The morning sun sleepwalks over the mountain and chirping toucans take to the high branches in the trees. Far below the ridge clouds roil in the Pacific.
There are worse places to be lounging in a 30-foot-long swimming pool.
Londres isn’t your usual Costa Rican tourist haunt. It’s a tiny village on the escarpment up the rutty road from the modest town of Quepos, three hours from San Jose, about halfway down the west coast of this Central American destination.
The lure of this village waits in the high mountains behind and the mangrove swamp below. But its real charm is the people, as genuine as the waitress at the open air Las Casona restaurant who tried but couldn’t understand a word of the tortured Spanish her customers tried to speak. She and they collapsed in laughter so often they barely got through ordering.
And, oh, yeah, the pool. Toucan Gardens Villa is not a faux primitive Caribbean jungle cabin. It’s not a swanky highrise coastal hotel. It’s a rental home. A group of us picked this spot recently because it offered a few healthy tastes of “pura vida,” the Costa Rican mantra for their way of life, while being just luxurious enough to make a vacation of it.
The villa sits in its own 30 acres of rainforest, with flowering plants and herbs swarmed with butterflies. Fruit trees such as mango, starfruit, lemon and lime are growing to draw exotics like the toucans, parrots and tropical kingbirds. There was word of a jaguarundi, a wildcat about the size of a bobcat, spotted crossing the road nearby.
Along the vista mountain road where the villa sits, a neighbor brings her goats out to munch on the grasses alongside the road, school girls wave from the rider seat on their big brothers’ motorbikes, headed to class in the village over the ridge. An owl and a macaw watch from overhanging branches.
The villa’s manager, Jose Fallas, doesn’t rely on the brochure tour operators when offering outings to his guests. Given the opportunity, he will steer you to people he knows, such as William Delgados, who guides kayak and boat tours of the mangrove swamp through his family’s land. (Keep an eye on the capuchins scampering in the overhanging trees; they will snatch what they can.)
The best trip might be to hop in the old German Army jeep with Fallas himself, take the seat-of-your-pants ride up the switchbacks to Los Campesinos Ecolodge, where a self-sustaining cooperative of farmers has branched out to offer hikes, waterfall rappelling and swims in the pools below the falls that wait across a long, spindly suspension bridge.
Don’t pass up the hilly, forested points and beaches of Manuel Antonio National Park outside Quepos, where sloths idle overhead, howler monkeys let go with their whoops, and more capuchins and raccoons stalk unwary beachgoers for a shot at rooting through their daypacks.
Oh, and the mountain jungle zip line, the raft trips, the horseback riding, deep sea fishing, locally crafted souvenir shopping, and surfing lessons in the tumult of the Pacific.

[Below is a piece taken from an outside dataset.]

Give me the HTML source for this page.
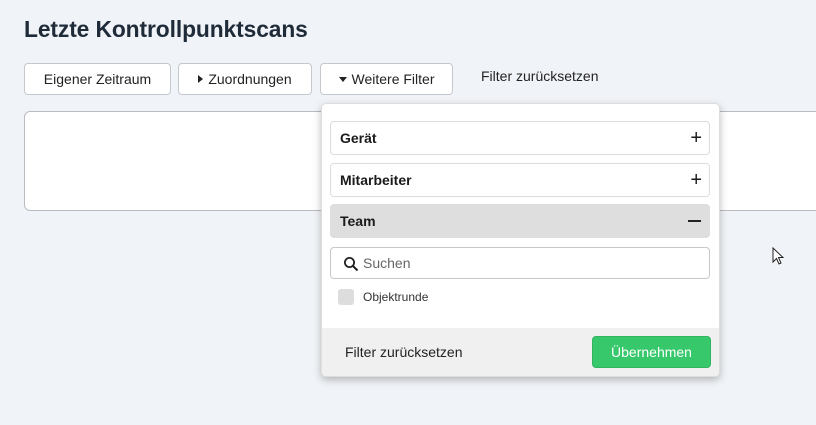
<!DOCTYPE html>
<html><head><meta charset="utf-8"><style>
*{box-sizing:border-box;margin:0;padding:0}
body{width:816px;height:425px;background:#f0f3f7;font-family:"Liberation Sans",Arial,sans-serif;position:relative;overflow:hidden;color:#222}
.abs{position:absolute}
h1{position:absolute;left:24px;top:16px;font-size:22.8px;font-weight:bold;color:#1f2b38;letter-spacing:-0.1px}
.btn{position:absolute;top:63px;height:32px;background:#fff;border:1px solid #c4c7cc;border-radius:4px;font-size:14px;color:#222;display:flex;align-items:center;justify-content:center;gap:5px}
.tri-r{width:0;height:0;border-top:4px solid transparent;border-bottom:4px solid transparent;border-left:5px solid #222}
.tri-d{width:0;height:0;border-left:4px solid transparent;border-right:4px solid transparent;border-top:5px solid #222}
.card{left:24px;top:111px;width:820px;height:100px;background:#fff;border:1px solid #b9bcc0;border-radius:6px}
.dd{left:321px;top:103px;width:399px;height:274px;background:#fff;border:1px solid #ddd;border-radius:5px;box-shadow:0 3px 8px rgba(0,0,0,.25);overflow:hidden}
.row{position:absolute;left:8px;width:380px;height:34px;border:1px solid #dcdcdc;border-radius:4px;background:#fff;font-size:14px;font-weight:bold;color:#1a1a1a;padding-left:9px;display:flex;align-items:center}
.row span.s{position:absolute;right:7px;top:7px;font-weight:normal;font-size:20px;line-height:18px}
.foot{position:absolute;left:0;bottom:0;width:100%;height:48px;background:#f0f0f0}
</style></head><body>
<h1>Letzte Kontrollpunktscans</h1>
<div class="btn" style="left:24px;width:147px">Eigener Zeitraum</div>
<div class="btn" style="left:178px;width:134px"><i class="tri-r"></i>Zuordnungen</div>
<div class="btn" style="left:320px;width:133px"><i class="tri-d"></i>Weitere Filter</div>
<div class="abs" style="left:481px;top:68px;font-size:14px;color:#222">Filter zurücksetzen</div>
<div class="abs card"></div>
<svg class="abs" style="left:772px;top:247px" width="14" height="20" viewBox="0 0 14 20"><path d="M1 1 L1 15 L4.5 11.5 L7 17 L9 16 L6.5 10.5 L11 10.5 Z" fill="#fff" stroke="#222" stroke-width="1"/></svg>
<div class="abs dd">
 <div class="row" style="top:17px">Gerät<span class="s">+</span></div>
 <div class="row" style="top:59px">Mitarbeiter<span class="s">+</span></div>
 <div class="row" style="top:100px;background:#dedede;border-color:#dedede">Team<span style="position:absolute;right:8px;top:15px;width:13px;height:2px;background:#222"></span></div>
 <div class="row" style="top:143px;height:32px;font-weight:normal;color:#666;border-color:#c8c8c8;padding-left:32px">Suchen
  <svg style="position:absolute;left:12px;top:8px" width="16" height="16" viewBox="0 0 16 16"><circle cx="6.5" cy="6.5" r="4.6" fill="none" stroke="#222" stroke-width="1.8"/><path d="M10 10 L14.5 14.5" stroke="#222" stroke-width="2"/></svg></div>
 <div class="abs" style="left:16px;top:185px;width:16px;height:16px;background:#ddd;border-radius:3px"></div>
 <div class="abs" style="left:41px;top:186px;font-size:12px;color:#333">Objektrunde</div>
 <div class="foot">
  <div class="abs" style="left:23px;top:16px;font-size:14px;color:#222">Filter zurücksetzen</div>
  <div class="abs" style="left:270px;top:8px;width:119px;height:32px;background:#36c86b;border:1px solid #2fb45f;border-radius:4px;color:#fff;font-size:14px;display:flex;align-items:center;justify-content:center">Übernehmen</div>
 </div>
</div>
</body></html>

Just don’t go at it all so hard you don’t kick back a few hours each day, picking the fruit for a mango salsa, playing a rack of billiards or lounging at the ridgetop pool overlooking the distant ocean.
Toucan Gardens Villa prices run from $2,000-$5,000 per week, depending on season; $360 to $500 per night with a three-night minimum. Each of the excursions and shuttles can be a bit pricey, but shared among a group of as many as 10 in the four-bedroom home, the cost is just vacation money.

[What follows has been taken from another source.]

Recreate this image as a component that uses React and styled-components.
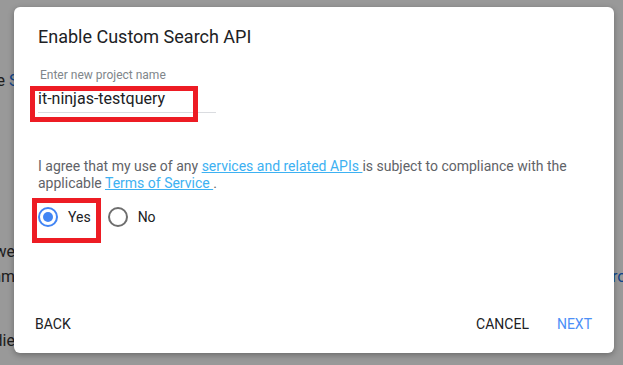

Go in the rainy season, essentially late spring through early fall, before the real deluges start. Afternoon showers or downpours won’t be rare, but the rainforest flora comes alive.
Outside Quepos or away from larger tour operators, don’t count on the plastic. Businesses will try to accept a credit or debit card in a place like Londres, but whether or not it gets approved depends on some shaky phone connections. Cash: Don’t leave home without it, whether dollars or colones.
Don’t not drink the water. Except in the most rural villages the water is fine. Travel guides advise carrying Imodium or a similar product, and everyone on this trip did. But no one had any digestive distresses, despite eating food from a variety of growers and at casual spots.
Oddly enough, after all the Zika alarm, mosquitoes weren’t nearly as thick as they are in the Lowcountry. My guess? Not so much standing water and there’s more eating on them. Carry DEET but you won’t need to slather.
Beans and rice: Not only is it a staple, but nearly every excursion you take will include a beans and rice lunch, with meat and a vegetable. It’s homemade in front of your eyes, usually on a wood stove, and despite the relative sameness of the meals, each cook seems to put her (mostly) own touch on it.
Unsure which of a market shelf full of Costa Rican coffees you want to brew at the villa? Look for locally grown Tarrazu. Do have one of the rich cups of whatever they serve at Los Campesinos Ecolodge, which might very well have come from beans grown at the coop.